Do you have any idea how I should handle this with the shop? Should I be asking to re-paint the whole car? or will spot painting fix the problem? Could the shop "not" have done the paint job right in the first place? Can it have something to do with a Texas car now in Canadian climate? Please help if you can.

Thank You.

Ian


Answer
If the spots have rust in them, it sounds more like rail dust than solvent pop. Solvent pop usually affects the top coat (clear), which leaves the undercoats to protect the metal from rust. Two things I would suspect; first the original lacquer finish had degraded to the point that moisture had penetrated the soluble original finish. This would have been tiny specks, when the car was painted no one knew they were there and over time the finally worked (rusted) their way to the surface.
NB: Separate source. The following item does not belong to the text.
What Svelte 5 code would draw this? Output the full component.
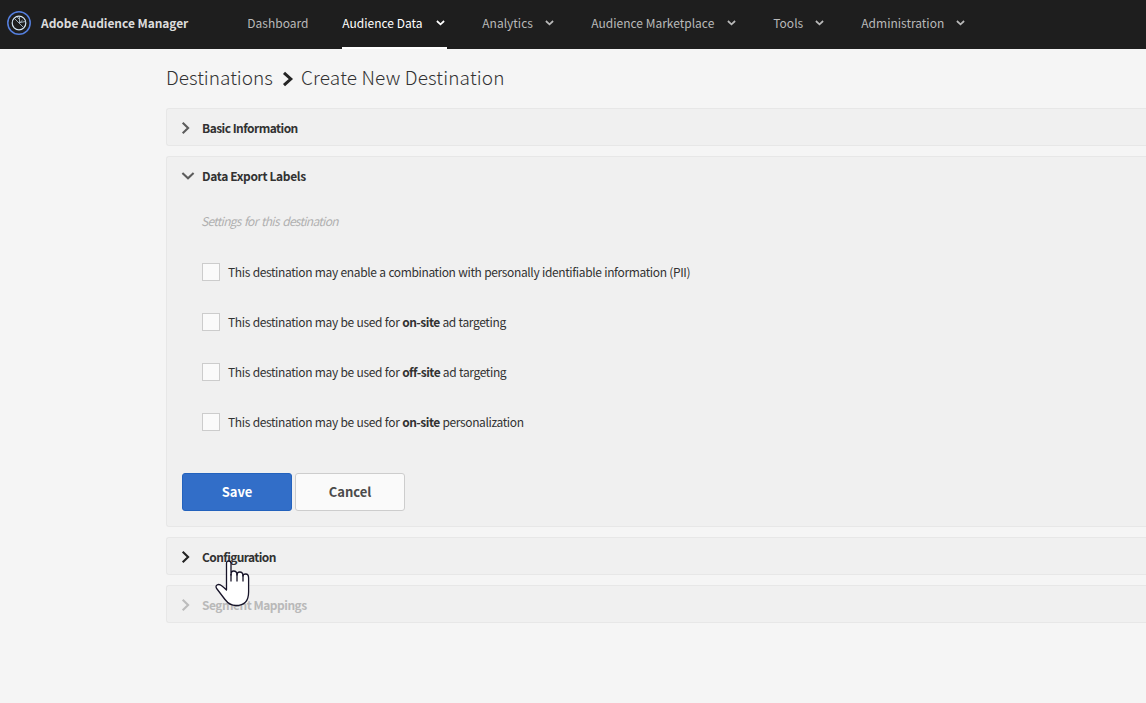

Second I would suspect rail dust. Rail dust is where metal dust or shavings have landed on a surface, and when they contact moisture (dew, rain, car wash, etc...)they start to rust. These are almost impossible to see, until they have worked their way through the paint down to the metal. Have you ever seen new cars being delivered, and they have plastic stickers covering the horizontal surfaces. They do that so the fine metal dust from the wheels of the train doesn't settle on the cars. With the metal work that goes on in a body shop it's very easy to get rail dust on a car and not ever know it until it's too late. We blow off every car before it goes outside just incase. That's about the best guess I can make not knowing, what it was painted with, or what the bare metal was primed with. If it's still under warranty, they should repair the vehicle completly.